Осенью 1960-го Дженис бросила вуз и убежала в Хьюстон, где нашла фолк-клуб Purple Onion. Она была слишком зажата для того, чтобы петь, и топила свою нервозность в алкоголе. Вскоре ее алкоголизм привел к срыву. Когда намного позднее, в 1960-х, она консультировалась у доктора Эдмунда Ротшильда, то призналась, что лечилась от алкоголизма, когда ей было семнадцать.
Дженис пыталась найти себя, став кочующей участницей «рюкзачной революции», которую Джек Керуак предсказал еще в 1950-х: передвигаясь автостопом, она дрейфовала от одного города в юго-восточном Техасе и Луизиане к другому, просила милостыню, мечтала, читала стихи и романы, играла в бильярд на пиво, пыталась соблазнить завсегдатаев баров. Она научилась быть признательной, если кто-нибудь просто жалел ее и предлагал переночевать на диване или на полу. Глядя на себя в зеркало, она должна была признать, что, будучи пухлой и невзрачной, она никогда не будет считаться «роковой женщиной». Но одновременно Дженис знала, что у нее есть свое электричество. Смышленой и амбициозной, ей было предназначено нечто большее, чем работа, которую она получила, вернувшись в Порт-Артур, – официантки в забегаловке при боулинге.
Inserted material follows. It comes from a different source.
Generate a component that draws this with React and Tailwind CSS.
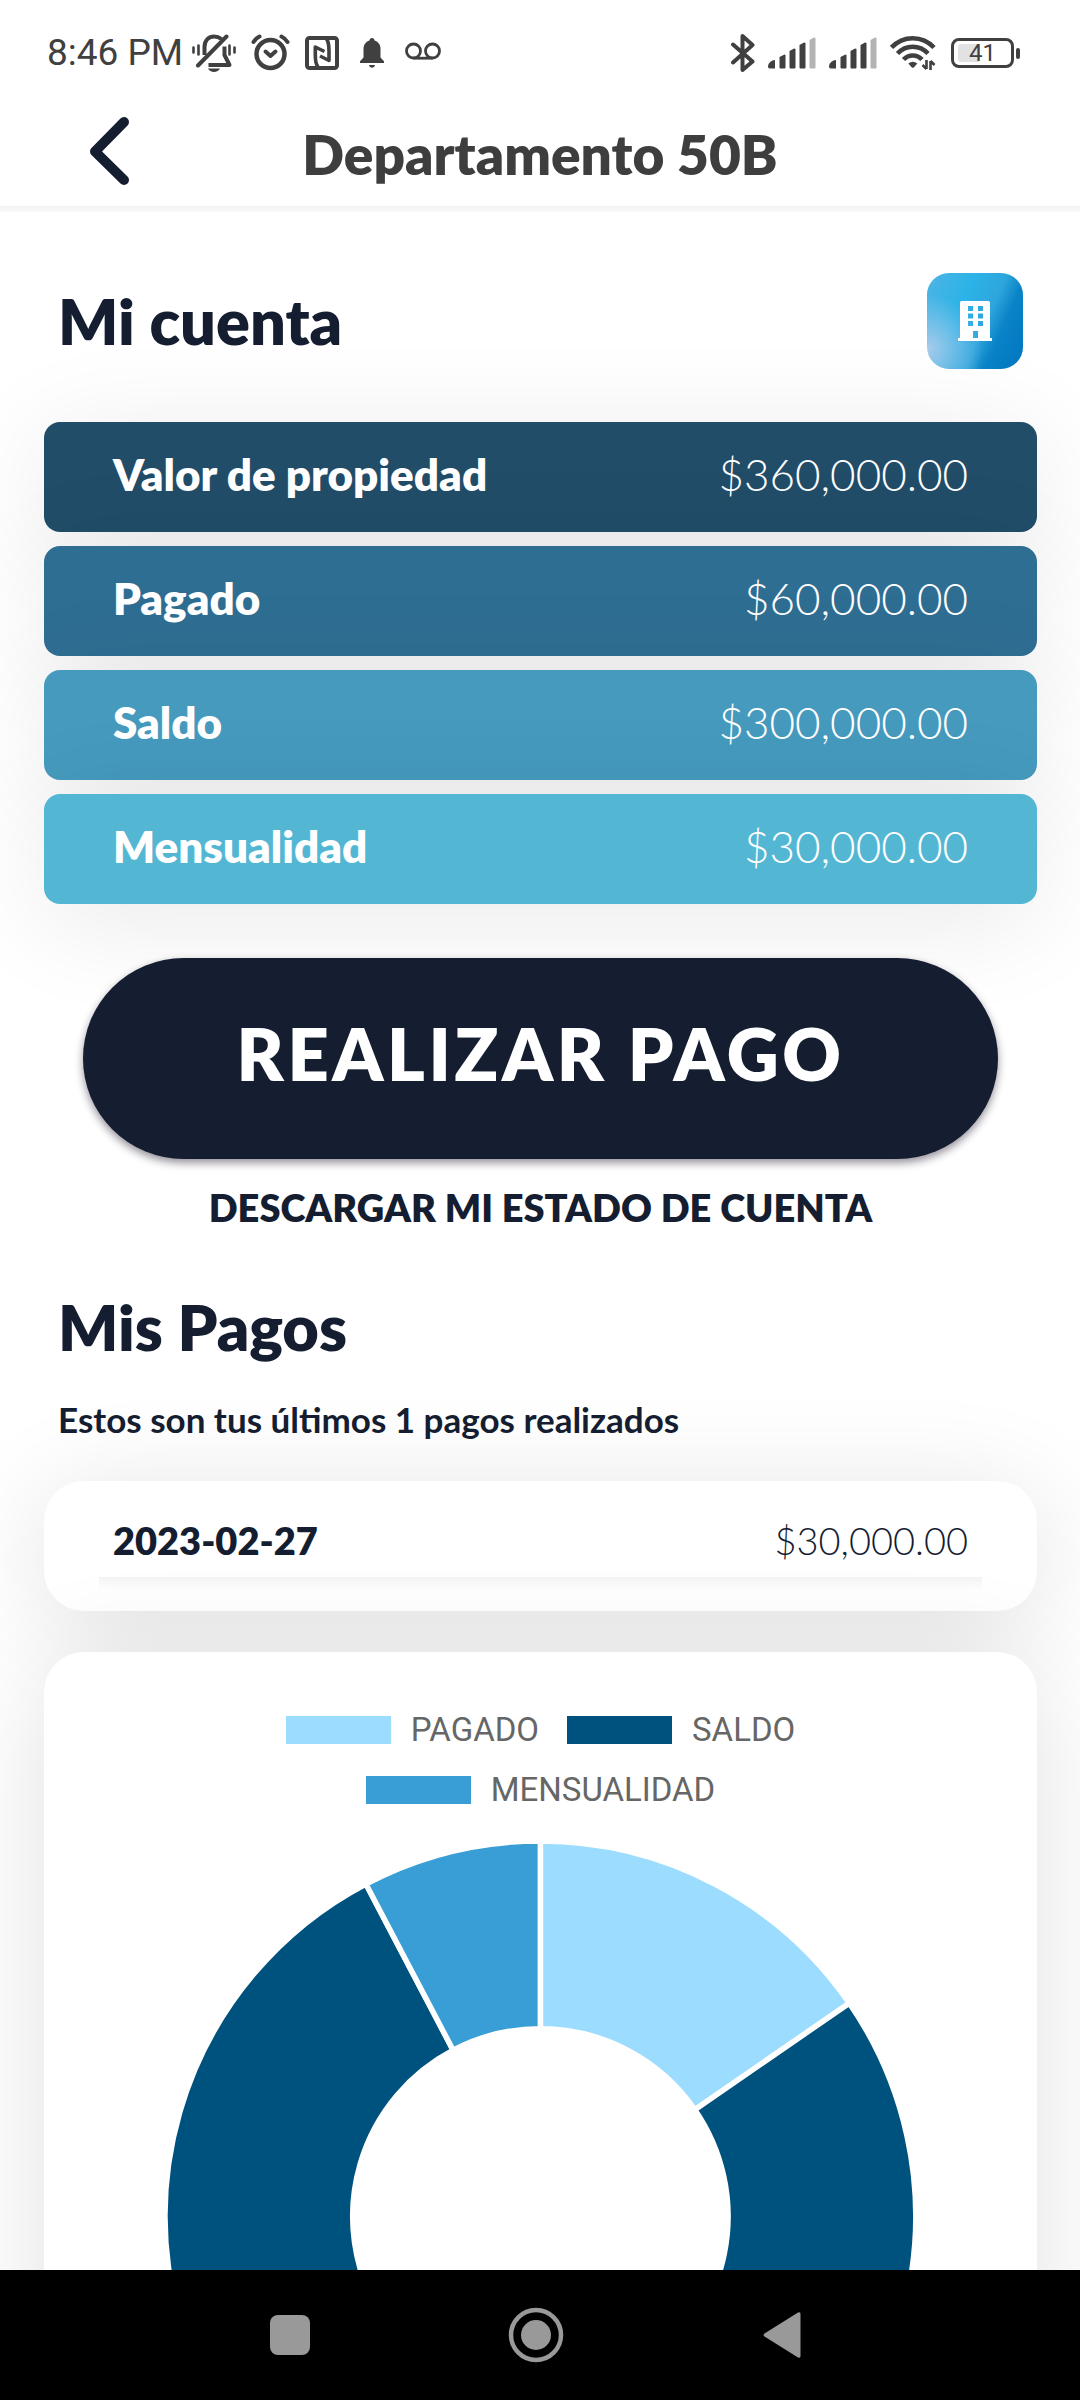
const accountRows = [
  { label: "Valor de propiedad", value: "$360,000.00", tone: "bg-[#214d69]" },
  { label: "Pagado", value: "$60,000.00", tone: "bg-[#2f6e93]" },
  { label: "Saldo", value: "$300,000.00", tone: "bg-[#459abd]" },
  { label: "Mensualidad", value: "$30,000.00", tone: "bg-[#53b7d4]" },
];

const payments = [{ date: "2023-02-27", amount: "$30,000.00" }];

const slices = [
  { label: "PAGADO", value: 60, swatch: "bg-[#9cdcff]", fill: "fill-[#9cdcff]" },
  { label: "SALDO", value: 300, swatch: "bg-[#00527e]", fill: "fill-[#00527e]" },
  { label: "MENSUALIDAD", value: 30, swatch: "bg-[#389ed5]", fill: "fill-[#389ed5]" },
];

function VibrateOffIcon() {
  return (
    <svg width="44" height="38" viewBox="0 0 44 38" fill="none" stroke="currentColor" strokeWidth="4" strokeLinecap="round" strokeLinejoin="round">
      <path d="M1.5 13.5v5M6.5 11.5v9M37.5 11.5v9M42.5 13.5v5" strokeWidth="2.6" />
      <path d="M12.5 21V13C12.5 6 17 2.5 22 2.5c3 0 5.500 1 7.500 2.500" strokeLinecap="butt" />
      <path d="M34.500 2.500 6 31.500" />
      <path d="M32.500 12.500V21L37.500 31H16.500" strokeLinecap="butt" />
      <path d="M16 34.500h12c-2 4.500-10 4.500-12 0z" fill="currentColor" stroke="none" />
    </svg>
  );
}

function AlarmIcon() {
  return (
    <svg width="39" height="38" viewBox="0 0 39 38" fill="none" stroke="currentColor" strokeWidth="4" strokeLinecap="round" strokeLinejoin="round">
      <circle cx="19.500" cy="20" r="14" strokeWidth="4.500" />
      <path d="M14.500 17.500l5 4.500 5-4.500" />
      <path d="M2.500 8Q4.500 4.500 8.500 2.500M36.500 8Q34.500 4.500 30.500 2.500" />
    </svg>
  );
}

function NfcIcon() {
  return (
    <svg width="34" height="34" viewBox="0 0 34 34" fill="none" stroke="currentColor" strokeWidth="3.600" strokeLinejoin="round">
      <rect x="2" y="2" width="30" height="30" rx="2.500" strokeWidth="4" />
      <path d="M13 31C10.500 28 10.300 24 10.300 19V11L19.500 15.500" />
      <path d="M21.500 3C24 6 24 10 24 15V24.500L15 20" />
    </svg>
  );
}

function BellIcon() {
  return (
    <svg width="36" height="32" viewBox="0 0 36 32" fill="currentColor">
      <path d="M18 1c1.500 0 2.500 1 2.500 2.500 4 1.200 6 4.500 6 8.500v8.500l3.500 3.800V26H6v-1.700l3.500-3.800V12c0-4 2-7.300 6-8.500C15.500 2 16.500 1 18 1z" />
      <path d="M15 28h6c-.6 3.500-5.400 3.500-6 0z" />
    </svg>
  );
}

function VoicemailIcon() {
  return (
    <svg width="36" height="22" viewBox="0 0 36 22" fill="none" stroke="currentColor" strokeWidth="2.800">
      <circle cx="8.500" cy="9" r="7" />
      <circle cx="27.500" cy="9" r="7" />
      <path d="M8.500 16.200h19" />
    </svg>
  );
}

function BluetoothIcon() {
  return (
    <svg width="24" height="40" viewBox="0 0 24 40" fill="none" stroke="currentColor" strokeWidth="4" strokeLinecap="round" strokeLinejoin="round">
      <path d="M2 11.500 21.500 28.500 11.500 37V3L21.500 12 2 29.500" />
    </svg>
  );
}

function SignalIcon() {
  return (
    <svg width="48" height="32" viewBox="0 0 48 32" fill="currentColor">
      <path d="M0 29.500c0-3.500 3.500-6.500 7-6.500v8.500H2c-1.500 0-2-1-2-2z" />
      <path d="M11.500 20l5-2.500q1 0 1 1v12q0 1-1 1h-4q-1 0-1-1z" />
      <path d="M21.500 14l4.500-2.500q1.500 0 1.500 1v18q0 1-1 1h-4q-1 0-1-1z" />
      <path d="M31.500 8l4.500-2.500q1.500 0 1.500 1v24q0 1-1 1h-4q-1 0-1-1z" />
      <path d="M41.500 3l4.500-2.500q1.500 0 1.500 1v29q0 1-1 1h-4q-1 0-1-1z" className="fill-[#b3b3b3]" />
    </svg>
  );
}

function WifiIcon() {
  return (
    <svg width="48" height="36" viewBox="0 0 48 36" fill="none" stroke="currentColor" strokeWidth="4.500">
      <path d="M1.500 12.500C13 0 32.500 0 44 12.500" />
      <path d="M7.500 18.500C16 9.500 29.500 9.500 38 18.500" />
      <path d="M13.500 24.500C18.500 19 27 19 32 24.500" />
      <path d="M18.300 28.500q4.500-3.500 9 0L24 32.200q-1.200 1-2.400 0z" fill="currentColor" stroke="none" />
      <path d="M36.500 25v9M36.500 34l-4-4M40.500 35v-9M40.500 26l4 4" strokeWidth="2.600" />
    </svg>
  );
}

function Battery({ level }) {
  return (
    <div className="flex items-center gap-0.5" aria-label={`Batería ${level}%`}>
      <div className="relative flex h-[30px] w-[63px] items-center justify-center rounded-[8px] border-3 border-current">
        <span className="absolute inset-y-[3px] left-[4px] w-[38%] rounded-[3px] bg-[#e2e2e2]" />
        <span className="relative font-[Roboto] text-[24px] leading-none">{level}</span>
      </div>
      <span className="h-[11px] w-1 rounded-[2px] bg-current" />
    </div>
  );
}

function StatusBar() {
  return (
    <div className="flex items-center justify-between pt-[33px] pr-[60px] pl-[47px] text-[#404040]">
      <div className="flex items-center gap-[15px]">
        <span className="-mr-1.5 font-[Roboto] text-[37px] leading-[40px]">8:46 PM</span>
        <VibrateOffIcon />
        <AlarmIcon />
        <NfcIcon />
        <BellIcon />
        <VoicemailIcon />
      </div>
      <div className="flex items-center gap-[13px]">
        <BluetoothIcon />
        <SignalIcon />
        <SignalIcon />
        <WifiIcon />
        <Battery level={41} />
      </div>
    </div>
  );
}

function Header() {
  return (
    <header className="shrink-0">
      <StatusBar />
      <div className="grid grid-cols-[1fr_auto_1fr] items-center px-[90px] pt-[34px] pb-[11px]">
        <button type="button" aria-label="Volver" className="w-fit pt-[10px] pb-[10px] text-[#151d30]">
          <svg width="39" height="68" viewBox="0 0 39 68" fill="none" stroke="currentColor" strokeWidth="10" strokeLinecap="round" strokeLinejoin="round">
            <path d="M34 5 5 34.500 34 63" />
          </svg>
        </button>
        <h1 className="pt-1.5 text-[55px] leading-[68px] font-extrabold text-[#3e3e3e]">Departamento 50B</h1>
      </div>
      <div className="h-1.5 bg-linear-to-b from-[#f2f2f2] to-[#fbfbfb]" />
    </header>
  );
}

function BuildingBadge() {
  return (
    <div className="flex size-24 items-center justify-center rounded-[22px] bg-[radial-gradient(circle_at_0%_80%,#a9cbeb_0%,#a9cbeb00_45%),linear-gradient(114deg,#4fb4e3_0%,#2bb3e7_35%,#2ea6dd_58%,#0a83c8_72%,#0076bf_100%)]">
      <svg width="34" height="40" viewBox="0 0 34 40" fill="#fff" fillRule="evenodd">
        <path d="M3.500 0h27q1.500 0 1.500 1.500V37h2v3H0v-3h2V1.500Q2 0 3.500 0zM10 5v5h5V5zM20 5v5h5V5zM10 12.500v5h5v-5zM20 12.500v5h5v-5zM10 20v5h5v-5zM20 20v5h5v-5zM15 30v7h5v-7z" />
      </svg>
    </div>
  );
}

function Donut() {
  const center = 373;
  const outer = 376;
  const inner = 188;
  const total = slices.reduce((sum, slice) => sum + slice.value, 0);
  const point = (radius, share) => {
    const angle = share * 2 * Math.PI;
    return `${center + radius * Math.sin(angle)} ${center - radius * Math.cos(angle)}`;
  };
  let start = 0;
  const paths = slices.map((slice) => {
    const end = start + slice.value / total;
    const large = end - start > 0.5 ? 1 : 0;
    const d = `M${point(outer, start)}A${outer} ${outer} 0 ${large} 1 ${point(outer, end)}L${point(inner, end)}A${inner} ${inner} 0 ${large} 0 ${point(inner, start)}Z`;
    start = end;
    return { ...slice, d };
  });
  return (
    <svg viewBox="0 0 746 746" className="mx-auto mt-5 block w-3/4 overflow-visible" role="img" aria-label="Pagado, saldo y mensualidad">
      {paths.map((slice) => (
        <path key={slice.label} d={slice.d} className={slice.fill} stroke="#fff" strokeWidth="5.500" />
      ))}
    </svg>
  );
}

function NavBar() {
  return (
    <nav className="flex h-[130px] shrink-0 items-center justify-center gap-[146px] bg-black pr-2 text-[#999]">
      <button type="button" aria-label="Recientes" className="flex size-[100px] items-center justify-center">
        <span className="size-10 rounded-[8px] bg-current" />
      </button>
      <button type="button" aria-label="Inicio" className="flex size-[100px] items-center justify-center">
        <svg width="56" height="56" viewBox="0 0 56 56" fill="none">
          <circle cx="28" cy="28" r="25" stroke="currentColor" strokeWidth="4.500" />
          <circle cx="28" cy="28" r="15" fill="currentColor" />
        </svg>
      </button>
      <button type="button" aria-label="Atrás" className="flex size-[100px] items-center justify-center">
        <svg width="38" height="46" viewBox="0 0 38 46" fill="currentColor">
          <path d="M35 .6Q37.500-.4 37.500 2v42q0 2.400-2.500 1.400L1.500 24.500q-2-1.500 0-3z" />
        </svg>
      </button>
    </nav>
  );
}

export default function App() {
  return (
    <div className="flex h-screen flex-col overflow-hidden bg-white font-['Lato',sans-serif] text-[#151d30]">
      <Header />
      <main className="flex-1 overflow-hidden pt-[61px] pr-[43px] pl-[44px]">
        <section>
          <div className="flex items-center justify-between px-3.5">
            <h2 className="text-[63px] leading-[80px] font-extrabold">Mi cuenta</h2>
            <BuildingBadge />
          </div>
          <dl className="mt-[53px] flex flex-col gap-[14px]">
            {accountRows.map((row) => (
              <div
                key={row.label}
                className={`flex h-[110px] items-center justify-between rounded-[16px] px-[69px] pb-1.5 text-[44px] text-white shadow-[0_16px_110px_rgba(0,0,0,0.09)] ${row.tone}`}
              >
                <dt className="font-extrabold">{row.label}</dt>
                <dd className="font-light">{row.value}</dd>
              </div>
            ))}
          </dl>
          <div className="mt-[54px] px-[39px]">
            <button
              type="button"
              className="relative h-[201px] w-full rounded-full bg-[#151d30] pb-3 text-[72px] font-extrabold tracking-wider text-white shadow-[0_4px_8px_rgba(21,10,30,0.45)]"
            >
              REALIZAR PAGO
            </button>
          </div>
          <a href="#estado" className="mt-6 block text-center text-[38px] leading-[48px] font-extrabold">
            DESCARGAR MI ESTADO DE CUENTA
          </a>
        </section>

        <section>
          <h2 className="mt-14 px-3.5 text-[63px] leading-[80px] font-extrabold">Mis Pagos</h2>
          <p className="mt-7 px-3.5 text-[35px] leading-[48px] font-bold">
            Estos son tus últimos {payments.length} pagos realizados
          </p>
          <ul className="mt-[38px] rounded-[40px] bg-white px-[55px] pt-[34px] pb-5 shadow-[0_16px_110px_rgba(0,0,0,0.12)]">
            {payments.map((payment) => (
              <li key={payment.date}>
                <div className="flex justify-between px-3.5 pb-3 text-[38px] leading-[50px]">
                  <span className="font-extrabold">{payment.date}</span>
                  <span className="font-light">{payment.amount}</span>
                </div>
                <div className="h-3.5 bg-linear-to-b from-[#f4f4f4] to-white" />
              </li>
            ))}
          </ul>
          <div className="mt-[41px] rounded-[40px] bg-white px-[60px] pt-12 pb-10 shadow-[0_16px_110px_rgba(0,0,0,0.12)]">
            <ul className="flex flex-wrap justify-center gap-x-7 font-[Roboto] text-[33px] leading-[60px] text-[#666]">
              {slices.map((slice) => (
                <li key={slice.label} className="flex items-center gap-5">
                  <span className={`h-7 w-[105px] ${slice.swatch}`} />
                  {slice.label}
                </li>
              ))}
            </ul>
            <div className="-mx-[60px] pt-1">
              <Donut />
            </div>
          </div>
        </section>
      </main>
      <NavBar />
    </div>
  );
}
До лета 1961-го Дженис то уезжала, то возвращалась в Порт-Артур. Сам город радикально менялся. Генеральный прокурор штата закрыл притоны с азартными играми и бордели, а Марселлу показали по телевидению во время искрометных публичных слушаний. Хотя хозяйки домов терпимости самодовольно вели себя перед камерами, будто бы просто пережидая, когда закончатся все эти неприятности, ситуация в Порт-Артуре и Галвестоне поменялась навсегда. «Каждый был пойман со спущенными штанами», – рассказывает Джордж Арена-мл. Веселье закончилось, и, тогда как Галвестон выжил, став популярным курортом, Порт-Артур иссох навечно и просто сдулся. Единственной мыслью Дженис было: «Нужно валить из Техаса».